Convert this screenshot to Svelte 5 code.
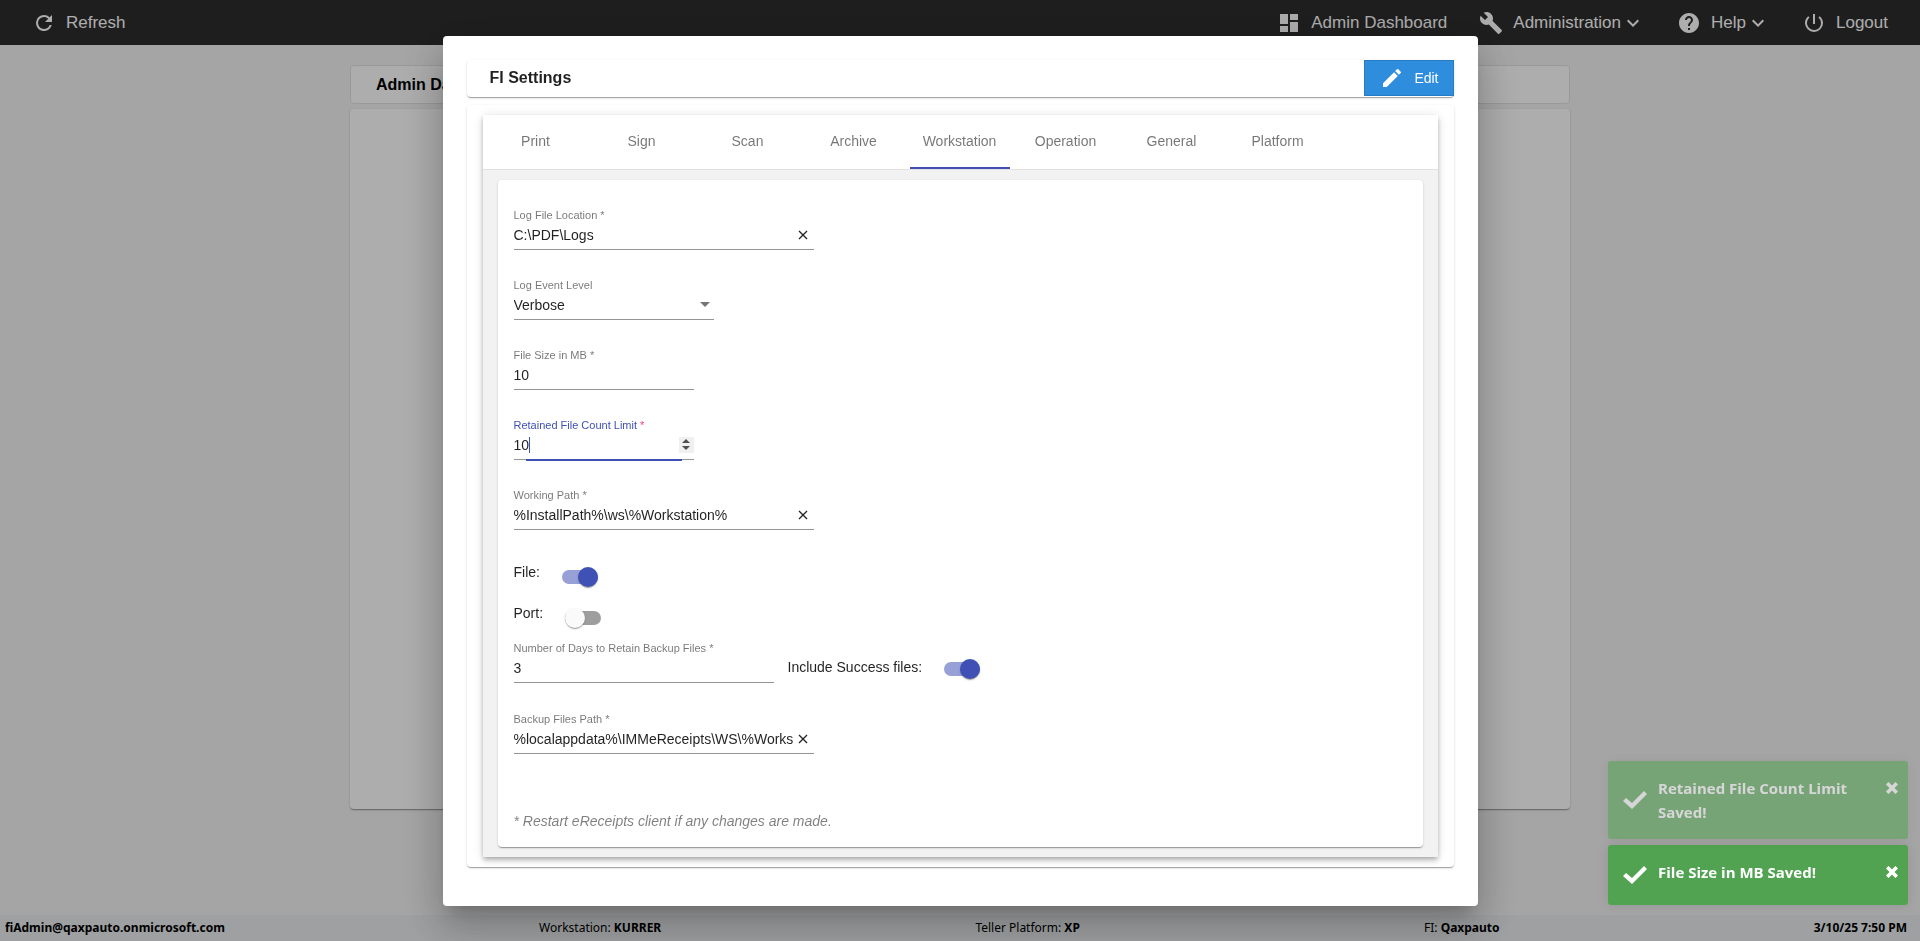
<script lang="ts">
  const tabs = ['Print', 'Sign', 'Scan', 'Archive', 'Workstation', 'Operation', 'General', 'Platform'];

  let activeTab = $state('Workstation');

  let settings = $state({
    logLocation: 'C:\\PDF\\Logs',
    logLevel: 'Verbose',
    fileSize: 10,
    retainedCount: 10,
    workingPath: '%InstallPath%\\ws\\%Workstation%',
    file: true,
    port: false,
    retainDays: 3,
    includeSuccess: true,
    backupPath: '%localappdata%\\IMMeReceipts\\WS\\%Workstation%',
  });

  let toasts = $state([
    { id: 2, text: 'Retained File Count Limit Saved!', fading: true },
    { id: 1, text: 'File Size in MB Saved!', fading: false },
  ]);

  function dismiss(id: number) {
    toasts = toasts.filter((t) => t.id !== id);
  }
</script>

{#snippet icon(path: string)}
  <svg class="icon" viewBox="0 0 24 24" aria-hidden="true"><path d={path} /></svg>
{/snippet}

{#snippet clearButton(onclear: () => void)}
  <button class="clear" type="button" aria-label="Clear" onclick={onclear}>
    <svg viewBox="0 0 10 10" aria-hidden="true"><path d="M1 1l8 8M9 1l-8 8" /></svg>
  </button>
{/snippet}

{#snippet chevron()}
  {@render icon('M7.41 8.59L12 13.17l4.59-4.58L18 10l-6 6-6-6z')}
{/snippet}

<div class="page">
  <nav class="toolbar">
    <a href="#refresh" class="nav-item">
      {@render icon('M17.65 6.35A7.95 7.95 0 0 0 12 4a8 8 0 1 0 7.73 10h-2.08A6 6 0 1 1 12 6c1.66 0 3.14.69 4.22 1.78L13 11h7V4z')}
      <span>Refresh</span>
    </a>
    <div class="spacer"></div>
    <a href="#dashboard" class="nav-item">
      {@render icon('M3 13h8V3H3zm0 8h8v-6H3zm10 0h8V11h-8zm0-18v6h8V3z')}
      <span>Admin Dashboard</span>
    </a>
    <a href="#administration" class="nav-item">
      {@render icon('M22.7 19l-9.1-9.1c.9-2.3.4-5-1.5-6.9-2-2-5-2.4-7.4-1.3L9 6 6 9 1.6 4.7C.4 7.1.9 10.1 2.9 12.1c1.9 1.9 4.6 2.4 6.9 1.5l9.1 9.1c.4.4 1 .4 1.4 0l2.3-2.3c.5-.4.5-1.1.1-1.4z')}
      <span>Administration</span>
      <span class="caret-down">{@render chevron()}</span>
    </a>
    <a href="#help" class="nav-item">
      {@render icon('M12 2C6.48 2 2 6.48 2 12s4.48 10 10 10 10-4.48 10-10S17.52 2 12 2zm1 17h-2v-2h2zm2.07-7.75l-.9.92C13.45 12.9 13 13.5 13 15h-2v-.5c0-1.1.45-2.1 1.17-2.83l1.24-1.26c.37-.36.59-.86.59-1.41 0-1.1-.9-2-2-2s-2 .9-2 2H8c0-2.21 1.79-4 4-4s4 1.79 4 4c0 .88-.36 1.68-.93 2.25z')}
      <span>Help</span>
      <span class="caret-down">{@render chevron()}</span>
    </a>
    <a href="#logout" class="nav-item">
      {@render icon('M13 3h-2v10h2zm4.83 2.17l-1.42 1.42A6.92 6.92 0 0 1 19 12a7 7 0 1 1-11.42-5.42L6.17 5.17A8.93 8.93 0 0 0 3 12a9 9 0 0 0 18 0c0-2.74-1.23-5.18-3.17-6.83z')}
      <span>Logout</span>
    </a>
  </nav>

  <main>
    <div class="page-title">Admin Dashboard</div>
    <div class="page-card"></div>
  </main>

  <footer>
    <b>fiAdmin@qaxpauto.onmicrosoft.com</b>
    <span>Workstation: <b>KURRER</b></span>
    <span class="platform">Teller Platform: <b>XP</b></span>
    <span>FI: <b>Qaxpauto</b></span>
    <b>3/10/25 7:50 PM</b>
  </footer>
</div>

<div class="backdrop">
  <div class="dialog" role="dialog" aria-labelledby="dialog-title">
    <header class="card dialog-header">
      <h1 id="dialog-title">FI Settings</h1>
      <button class="btn-edit" type="button">
        {@render icon('M3 17.25V21h3.75L17.81 9.94l-3.75-3.75zM20.71 7.04a1 1 0 0 0 0-1.41l-2.34-2.34a1 1 0 0 0-1.41 0l-1.83 1.83 3.75 3.75z')}
        <span>Edit</span>
      </button>
    </header>

    <div class="card dialog-content">
      <div class="tab-group">
        <div class="tabs" role="tablist">
          {#each tabs as tab (tab)}
            <button
              class="tab"
              class:active={tab === activeTab}
              role="tab"
              aria-selected={tab === activeTab}
              onclick={() => (activeTab = tab)}
            >
              {tab}
            </button>
          {/each}
        </div>

        <div class="tab-body">
          <form class="card settings">
            <div class="field wide">
              <label for="log-location">Log File Location *</label>
              <div class="control">
                <input id="log-location" type="text" bind:value={settings.logLocation} />
                {@render clearButton(() => (settings.logLocation = ''))}
              </div>
            </div>

            <div class="field medium">
              <label for="log-level">Log Event Level</label>
              <div class="control">
                <select id="log-level" bind:value={settings.logLevel}>
                  <option>Verbose</option>
                  <option>Debug</option>
                  <option>Information</option>
                  <option>Warning</option>
                  <option>Error</option>
                </select>
                <span class="arrow"></span>
              </div>
            </div>

            <div class="field small">
              <label for="file-size">File Size in MB *</label>
              <div class="control">
                <input id="file-size" type="number" bind:value={settings.fileSize} />
              </div>
            </div>

            <div class="field small focused">
              <label for="retained-count">Retained File Count Limit <span class="required">*</span></label>
              <div class="control">
                <input id="retained-count" type="number" bind:value={settings.retainedCount} />
                <span class="text-caret"></span>
                <div class="spinner">
                  <button type="button" class="up" aria-label="Increase" onclick={() => settings.retainedCount++}></button>
                  <button type="button" class="down" aria-label="Decrease" onclick={() => settings.retainedCount--}></button>
                </div>
              </div>
            </div>

            <div class="field wide">
              <label for="working-path">Working Path *</label>
              <div class="control">
                <input id="working-path" type="text" bind:value={settings.workingPath} />
                {@render clearButton(() => (settings.workingPath = ''))}
              </div>
            </div>

            <div class="switches">
              <label class="switch">
                <span>File:</span>
                <input type="checkbox" bind:checked={settings.file} />
              </label>
              <label class="switch">
                <span>Port:</span>
                <input type="checkbox" bind:checked={settings.port} />
              </label>
            </div>

            <div class="backup-row">
              <div class="field large">
                <label for="retain-days">Number of Days to Retain Backup Files *</label>
                <div class="control">
                  <input id="retain-days" type="number" bind:value={settings.retainDays} />
                </div>
              </div>
              <label class="switch include">
                <span>Include Success files:</span>
                <input type="checkbox" bind:checked={settings.includeSuccess} />
              </label>
            </div>

            <div class="field wide">
              <label for="backup-path">Backup Files Path *</label>
              <div class="control">
                <input id="backup-path" type="text" bind:value={settings.backupPath} />
                {@render clearButton(() => (settings.backupPath = ''))}
              </div>
            </div>

            <p class="note">* Restart eReceipts client if any changes are made.</p>
          </form>
        </div>
      </div>
    </div>
  </div>
</div>

<div class="toasts">
  {#each toasts as toast (toast.id)}
    <div class="toast" class:fading={toast.fading} role="alert">
      <svg class="check" viewBox="0 0 24 18" aria-hidden="true"><path d="M0 10l3-3 6 5L21 0l3 3L9 18z" /></svg>
      <span class="message">{toast.text}</span>
      <button type="button" aria-label="Close" onclick={() => dismiss(toast.id)}>
        <svg viewBox="0 0 10 10" aria-hidden="true"><path d="M1 1l8 8M9 1l-8 8" /></svg>
      </button>
    </div>
  {/each}
</div>

<style>
  :global(body) {
    font-family: 'Liberation Sans', Arial, sans-serif;
    font-size: 14px;
    color: rgba(0, 0, 0, 0.87);
  }

  .page {
    min-height: 100vh;
    display: flex;
    flex-direction: column;
    background: #f3f3f3;
  }

  .toolbar {
    height: 45px;
    display: flex;
    align-items: center;
    gap: 32px;
    padding: 0 32px;
    background: #2d2d2d;
  }

  .nav-item {
    display: flex;
    align-items: center;
    gap: 10px;
    font-size: 17px;
    line-height: 20px;
    color: #fff;
    text-decoration: none;
  }

  .spacer {
    flex: 1;
  }

  .icon {
    display: block;
    width: 24px;
    height: 24px;
    fill: currentColor;
  }

  .caret-down {
    margin-left: -10px;
  }

  main {
    flex: 1;
    box-sizing: border-box;
    width: 100%;
    max-width: 1220px;
    margin: 0 auto;
    padding: 20px 0 106px;
    display: flex;
    flex-direction: column;
    gap: 5px;
  }

  .page-title {
    padding: 0 25px;
    border: 1px solid #e2e2e2;
    border-radius: 4px;
    background: #fff;
    font-size: 16px;
    font-weight: 700;
    line-height: 37px;
    color: #000;
  }

  .page-card {
    flex: 1;
    border-radius: 4px;
    background: #fff;
  }

  .page-card,
  .card {
    box-shadow: 0 2px 1px -1px rgba(0, 0, 0, 0.2), 0 1px 1px 0 rgba(0, 0, 0, 0.14), 0 1px 3px 0 rgba(0, 0, 0, 0.12);
  }

  footer {
    display: flex;
    justify-content: space-between;
    padding: 0 13px 0 5px;
    background: #e9ecef;
    font-family: 'Noto Sans', 'Open Sans', sans-serif;
    font-size: 12px;
    line-height: 26px;
    color: #000;
  }

  .platform {
    padding-right: 30px;
  }

  .backdrop {
    position: fixed;
    inset: 0;
    display: grid;
    place-items: center;
    background: rgba(0, 0, 0, 0.32);
  }

  .dialog {
    box-sizing: border-box;
    width: 1035px;
    max-width: 90vw;
    padding: 24px 24px 39px;
    border-radius: 4px;
    background: #fff;
    box-shadow: 0 11px 15px -7px rgba(0, 0, 0, 0.2), 0 24px 38px 3px rgba(0, 0, 0, 0.14), 0 9px 46px 8px rgba(0, 0, 0, 0.12);
  }

  .card {
    border-radius: 4px;
    background: #fff;
  }

  .dialog-header {
    display: flex;
    justify-content: space-between;
    padding: 0 0 1px 23px;
    margin-bottom: 8px;
  }

  h1 {
    margin: 0;
    font-size: 16px;
    font-weight: 700;
    line-height: 35px;
  }

  .btn-edit {
    display: flex;
    align-items: center;
    gap: 10px;
    height: 36px;
    padding: 0 14px 0 15px;
    border: 1px solid #2a7cc2;
    background: #2f8dde;
    color: #fff;
    font: inherit;
    cursor: pointer;
  }

  .dialog-content {
    padding: 10px 16px;
  }

  .tab-group {
    background: #f2f2f2;
    box-shadow: 0 2px 4px -1px rgba(0, 0, 0, 0.2), 0 4px 5px 0 rgba(0, 0, 0, 0.14), 0 1px 10px 0 rgba(0, 0, 0, 0.12);
  }

  .tabs {
    display: flex;
    gap: 6px;
    padding: 0 3px;
    border-bottom: 1px solid #e0e0e0;
    background: #fff;
  }

  .tab {
    width: 100px;
    height: 54px;
    padding: 0;
    border: 0;
    border-bottom: 2px solid transparent;
    background: none;
    color: rgba(0, 0, 0, 0.54);
    font: inherit;
    cursor: pointer;
  }

  .tab.active {
    border-bottom-color: #3f51b5;
  }

  .tab-body {
    padding: 10px 15px;
  }

  .settings {
    padding: 27px 16px 16px;
  }

  .field {
    margin-bottom: 27px;
    border-bottom: 1px solid rgba(0, 0, 0, 0.42);
    position: relative;
  }

  .wide {
    width: 300px;
  }

  .large {
    width: 260px;
  }

  .medium {
    width: 200px;
  }

  .small {
    width: 180px;
  }

  .field label {
    display: block;
    font-size: 11px;
    line-height: 16px;
    color: rgba(0, 0, 0, 0.54);
    white-space: nowrap;
  }

  .control {
    display: flex;
    align-items: center;
    height: 24px;
    padding-bottom: 2px;
    position: relative;
  }

  .field input,
  .field select {
    flex: 1;
    min-width: 0;
    height: 24px;
    padding: 0;
    border: 0;
    outline: 0;
    background: none;
    color: inherit;
    font: inherit;
    appearance: none;
  }

  .field input[type='number'] {
    appearance: textfield;
  }

  .clear {
    width: 21px;
    height: 24px;
    padding: 0 6px 0 5px;
    border: 0;
    background: none;
    cursor: pointer;
  }

  .clear svg {
    display: block;
    width: 10px;
    height: 10px;
    stroke: #222;
    stroke-width: 1.3;
  }

  .arrow {
    margin-right: 4px;
    border: 5px solid transparent;
    border-top-color: rgba(0, 0, 0, 0.54);
    border-bottom: 0;
  }

  .focused label {
    color: #3f51b5;
  }

  .field .required {
    color: #ff4081;
  }

  .focused::after {
    content: '';
    position: absolute;
    left: 12px;
    right: 12px;
    bottom: -2px;
    height: 2px;
    background: #3f51b5;
  }

  .text-caret {
    position: absolute;
    left: 15px;
    top: 4px;
    width: 1px;
    height: 16px;
    background: #3f51b5;
  }

  .spinner {
    display: flex;
    flex-direction: column;
    align-items: center;
    justify-content: center;
    gap: 3px;
    width: 15px;
    height: 16px;
    background: #f0f0f0;
  }

  .spinner button {
    width: 0;
    height: 0;
    padding: 0;
    border: 4px solid transparent;
    background: none;
  }

  .spinner .up {
    border-top: 0;
    border-bottom-color: #505050;
  }

  .spinner .down {
    border-bottom: 0;
    border-top-color: #505050;
  }

  .switches {
    display: flex;
    flex-direction: column;
    align-items: flex-start;
    gap: 16px;
    margin: 32px 0 12px;
  }

  .switch {
    display: flex;
    align-items: flex-start;
    gap: 22px;
    line-height: 20px;
  }

  .switch input {
    position: relative;
    width: 36px;
    height: 14px;
    margin: 8px 0 3px;
    border-radius: 7px;
    background: rgba(0, 0, 0, 0.38);
    appearance: none;
    cursor: pointer;
  }

  .switch input::before {
    content: '';
    position: absolute;
    top: -3px;
    left: 0;
    width: 20px;
    height: 20px;
    border-radius: 50%;
    background: #fafafa;
    box-shadow: 0 2px 1px -1px rgba(0, 0, 0, 0.2), 0 1px 1px 0 rgba(0, 0, 0, 0.14), 0 1px 3px 0 rgba(0, 0, 0, 0.12);
  }

  .switch input:checked {
    background: rgba(63, 81, 181, 0.54);
  }

  .switch input:checked::before {
    left: 16px;
    background: #3f51b5;
  }

  .backup-row {
    display: flex;
    align-items: flex-start;
    gap: 14px;
    margin-bottom: 28px;
  }

  .backup-row .field {
    margin-bottom: 0;
  }

  .include {
    margin-top: 17px;
  }

  .include input {
    margin-top: 5px;
  }

  .note {
    margin: 57px 0 0;
    line-height: 20px;
    font-style: italic;
    color: rgba(0, 0, 0, 0.5);
  }

  .toasts {
    position: fixed;
    right: 12px;
    bottom: 36px;
    display: flex;
    flex-direction: column;
    gap: 6px;
    width: 300px;
  }

  .toast {
    box-sizing: border-box;
    min-height: 60px;
    padding: 15px;
    display: flex;
    align-items: flex-start;
    border-radius: 3px;
    background: #51a351;
    box-shadow: 0 0 12px rgba(0, 0, 0, 0.1);
    color: #fff;
    font-family: 'Open Sans', 'Noto Sans', sans-serif;
    font-size: 15px;
    font-weight: 700;
    line-height: 24px;
  }

  .toast.fading {
    opacity: 0.54;
  }

  .check {
    align-self: center;
    flex-shrink: 0;
    width: 24px;
    height: 18px;
    margin-right: 11px;
    fill: currentColor;
  }

  .message {
    flex: 1;
  }

  .toast button {
    padding: 6px 0;
    margin-right: -5px;
    border: 0;
    background: none;
    color: inherit;
    cursor: pointer;
  }

  .toast button svg {
    display: block;
    width: 12px;
    height: 12px;
    stroke: currentColor;
    stroke-width: 3;
  }
</style>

##############################

[What needs to be done] Give back exactly the lines from the first line of the data through the line with "let activeTab = $state('Workstation');", pictures excluded.

[Output]
Convert this screenshot to Svelte 5 code.
<script lang="ts">
  const tabs = ['Print', 'Sign', 'Scan', 'Archive', 'Workstation', 'Operation', 'General', 'Platform'];

  let activeTab = $state('Workstation');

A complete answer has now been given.